分别在冷原子和室温原子系统下对电磁感应光栅(EIG)效应进行了理论研究。研究结果表明, 冷原子和室温原子的一级衍射效率分别可以达到32.5%和30%, 这两个衍射效率都非常接近正弦相位光栅的理想衍射效率。在实际情况中,冷原子系统比室温原子系统更难制备, 系统更为庞大, 且对实验要求更高, 因此, 利用室温原子实现EIG更有优势。当信号光和探测光的功率极低时, 仍然可以产生EIG效应, 且其一级衍射效率接近于理论最大值,该结论可以用来实现弱光对弱光的调控。

The electromagnetically induced grating (EIG) effect is theoretically studied under the cold atomic and room-temperature atomic systems, respectively. The study results show that the first-order diffraction efficiencies in the cold atomic system and the room-temperature atomic system can reach 32.5% and 30%, respectively.
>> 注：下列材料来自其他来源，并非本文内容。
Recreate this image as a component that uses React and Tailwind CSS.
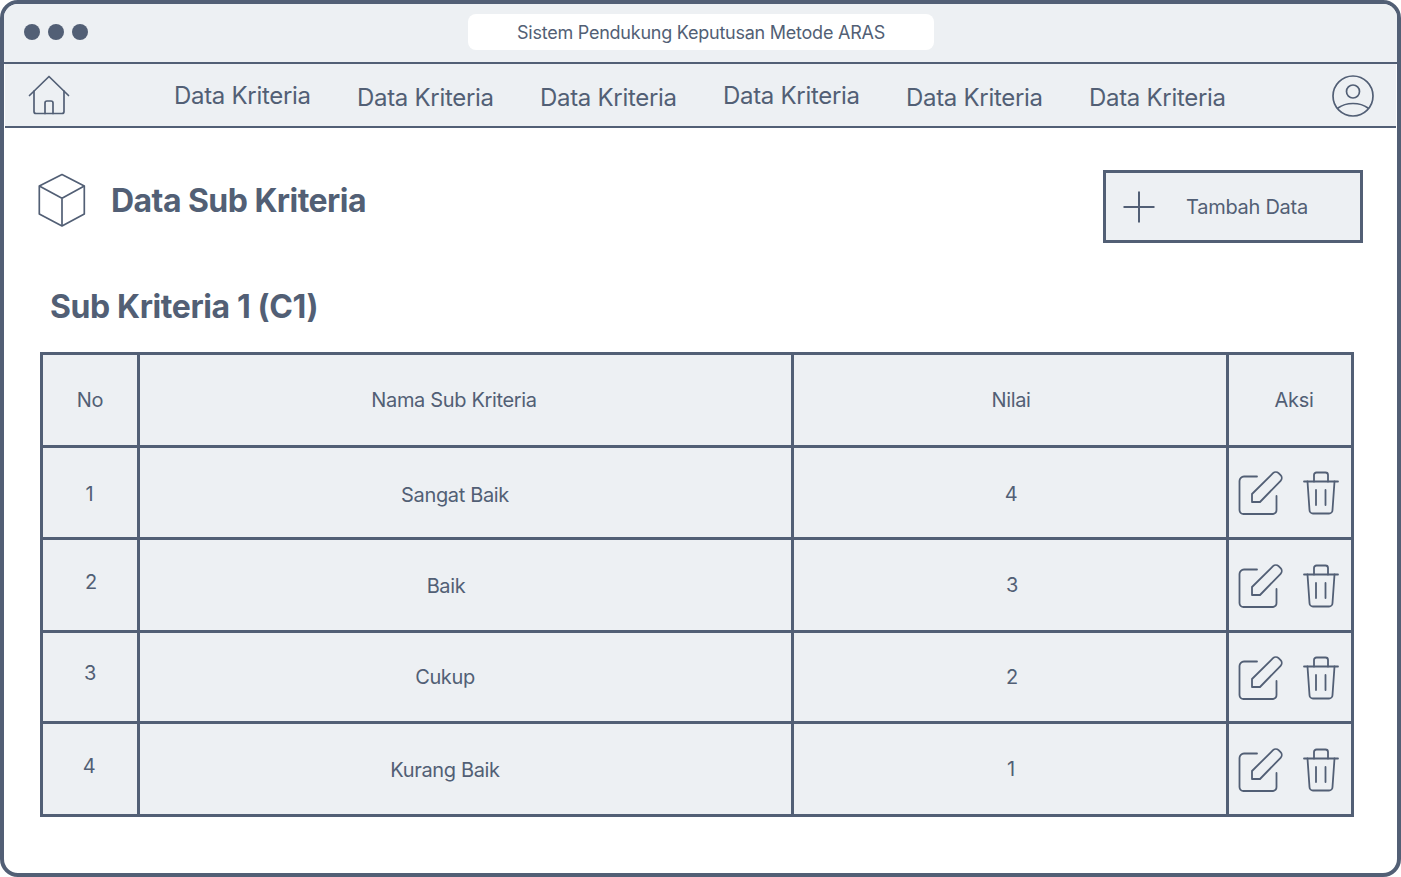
const navItems = [
  "pt-[6px]",
  "pt-[8px]",
  "pt-[8px]",
  "pt-[6px]",
  "pt-[8px]",
  "pt-[8px]",
];

const rows = [
  { no: "1", noClass: "pr-[1px] pt-[3px]", name: "Sangat Baik", nameClass: "pr-[21px] pt-[5px]", val: "4", valClass: "pl-[2px] pt-[3px]" },
  { no: "2", noClass: "pl-[2px] pb-[6px]", name: "Baik", nameClass: "pr-[39px] pt-[2px]", val: "3", valClass: "pl-[4px]" },
  { no: "3", noClass: "pb-[8px]", name: "Cukup", nameClass: "pr-[41px]", val: "2", valClass: "pl-[4px]" },
  { no: "4", noClass: "pr-[2px] pb-[6px]", name: "Kurang Baik", nameClass: "pr-[41px] pt-[2px]", val: "1", valClass: "pl-[2px]" },
];

const cell = "flex items-center justify-center bg-[#edf0f3]";

function HomeIcon() {
  return (
    <svg width="42" height="42" viewBox="0 0 42 42" fill="none" stroke="#525f75" strokeWidth="1.7" strokeLinecap="round" strokeLinejoin="round">
      <path d="M1.5 20.5L21 1.5L40.5 20.5" />
      <path d="M6 16v20.5a2 2 0 0 0 2 2h26a2 2 0 0 0 2-2V16" />
      <path d="M17 38.5V28a2 2 0 0 1 2-2h4a2 2 0 0 1 2 2v10.5" />
    </svg>
  );
}

function UserIcon() {
  return (
    <svg width="42" height="42" viewBox="0 0 42 42" fill="none" stroke="#525f75" strokeWidth="1.7" strokeLinecap="round">
      <circle cx="21" cy="21" r="20" />
      <circle cx="21" cy="16.5" r="6.5" />
      <path d="M6 33C10 30 15 28.5 21 28.5S32 30 36 33" />
    </svg>
  );
}

function CubeIcon() {
  return (
    <svg width="48" height="54" viewBox="0 0 48 54" fill="none" stroke="#525f75" strokeWidth="1.7" strokeLinejoin="round">
      <path d="M24 1.5L46.3 13V41L24 53L1.3 41V13Z" />
      <path d="M1.3 13L24 25.3L46.3 13M24 25.3V53" />
    </svg>
  );
}

function PlusIcon() {
  return (
    <svg width="32" height="32" viewBox="0 0 32 32" fill="none" stroke="#525f75" strokeWidth="2">
      <path d="M0.5 16H31.5M16 0.5V31.5" />
    </svg>
  );
}

function EditIcon() {
  return (
    <svg width="46" height="46" viewBox="0 0 46 46" fill="none" stroke="#525f75" strokeWidth="1.8" strokeLinecap="round" strokeLinejoin="round">
      <path d="M19 6.5H6a4.5 4.5 0 0 0-4.5 4.5v29a4 4 0 0 0 4 4h29.5a4 4 0 0 0 3.5-4V26" />
      <path d="M14 32v-8L35 3.2a4 4 0 0 1 5.6 0l2 2a4 4 0 0 1 0 5.6L22 32z" />
    </svg>
  );
}

function TrashIcon() {
  return (
    <svg width="36" height="44" viewBox="0 0 36 44" fill="none" stroke="#525f75" strokeWidth="1.8" strokeLinecap="round" strokeLinejoin="round">
      <path d="M1 10.5H35" />
      <path d="M11 10.5V4a2.5 2.5 0 0 1 2.5-2.5h9A2.5 2.5 0 0 1 25 4v6.5" />
      <path d="M4.5 10.5L6.5 39a3.5 3.5 0 0 0 3.5 3.5h16a3.5 3.5 0 0 0 3.5-3.5L31.5 10.5" />
      <path d="M13 19v15M22.5 19v15" />
    </svg>
  );
}

export default function App() {
  return (
    <div className="h-[877px] w-[1401px] overflow-hidden rounded-[18px] border-4 border-[#525f75] bg-white font-['Inter',sans-serif] text-[#525f75]">
      <div className="relative flex h-[58px] items-center gap-2 bg-[#edf0f3] pb-[2px] pl-5">
        <span className="h-4 w-4 rounded-full bg-[#525f75]" />
        <span className="h-4 w-4 rounded-full bg-[#525f75]" />
        <span className="h-4 w-4 rounded-full bg-[#525f75]" />
        <div className="ml-[372px] flex h-9 w-[466px] items-center justify-center rounded-lg bg-white text-[18px] tracking-[-0.24px]">
          Sistem Pendukung Keputusan Metode ARAS
        </div>
      </div>
      <div className="h-[2px] bg-[#525f75]" />
      <div className="ml-px mr-px flex h-[64px] items-center border-b-2 border-[#525f75] bg-[#edf0f3] pl-[23px] pr-[22px]">
        <div className="mt-[2px]">
          <HomeIcon />
        </div>
        <div className="ml-[104px] flex flex-1 gap-[47px] pb-[2px] text-[24px] tracking-[-0.3px]">
          {navItems.map((pad, i) => (
            <span key={i} className={`w-[136px] whitespace-nowrap ${pad}`}>Data Kriteria</span>
          ))}
        </div>
        <div className="mt-[2px]">
          <UserIcon />
        </div>
      </div>
      <div className="flex items-start justify-between pl-[34px] pr-[34px] pt-[42px]">
        <div className="flex items-center gap-[25px] pt-[3px]">
          <CubeIcon />
          <h1 className="pt-[2px] text-[32px] font-bold leading-[52px] tracking-[-0.55px]">Data Sub Kriteria</h1>
        </div>
        <button className="flex h-[73px] w-[260px] items-center border-[3px] border-[#525f75] bg-[#edf0f3] pl-[17px] text-[20px] tracking-[-0.27px]">
          <PlusIcon />
          <span className="ml-[31px]">Tambah Data</span>
        </button>
      </div>
      <h2 className="ml-[46px] mt-[40px] text-[32px] font-bold leading-[48px] tracking-[-0.4px]">Sub Kriteria 1 (C1)</h2>
      <div className="ml-[36px] mt-[21px] grid w-[1314px] grid-cols-[94px_651px_432px_122px] grid-rows-[90px_89px_90px_88px_90px] gap-[3px] bg-[#525f75] p-[3px] text-[20px] tracking-[-0.35px]">
        <div className={cell}>No</div>
        <div className={`${cell} pr-[23px]`}>Nama Sub Kriteria</div>
        <div className={`${cell} pl-[2px]`}>Nilai</div>
        <div className={`${cell} pl-[8px]`}>Aksi</div>
        {rows.map((r) => (
          <div key={r.no} className="contents">
            <div className={`${cell} ${r.noClass}`}>{r.no}</div>
            <div className={`${cell} ${r.nameClass}`}>{r.name}</div>
            <div className={`${cell} ${r.valClass}`}>{r.val}</div>
            <div className={`${cell} gap-[19px] pr-[3px] pt-[1px]`}>
              <EditIcon />
              <TrashIcon />
            </div>
          </div>
        ))}
      </div>
    </div>
  );
}
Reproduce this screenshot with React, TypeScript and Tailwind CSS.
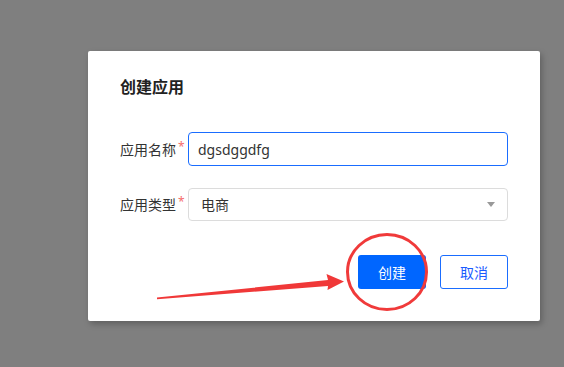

The two diffraction efficiencies are very close to the ideal diffraction efficiency of a sinusoidal grating. However, as far as the actual condition is concerned, the preparation of a cold atom system is more difficult than that of a room-temperature atomic system. Moreover, the cold atomic system is more complex and requires higher experimental conditions.Therefore, the realization of EIG with room-temperature atoms is more superior. The theoretical studies also indicate that the EIG effect can also occur with low-power signal and low-power probe beams, and the first-order diffraction efficiency is close to the theoretical maximum, which can be used to realize a weak field modulation with another weak field.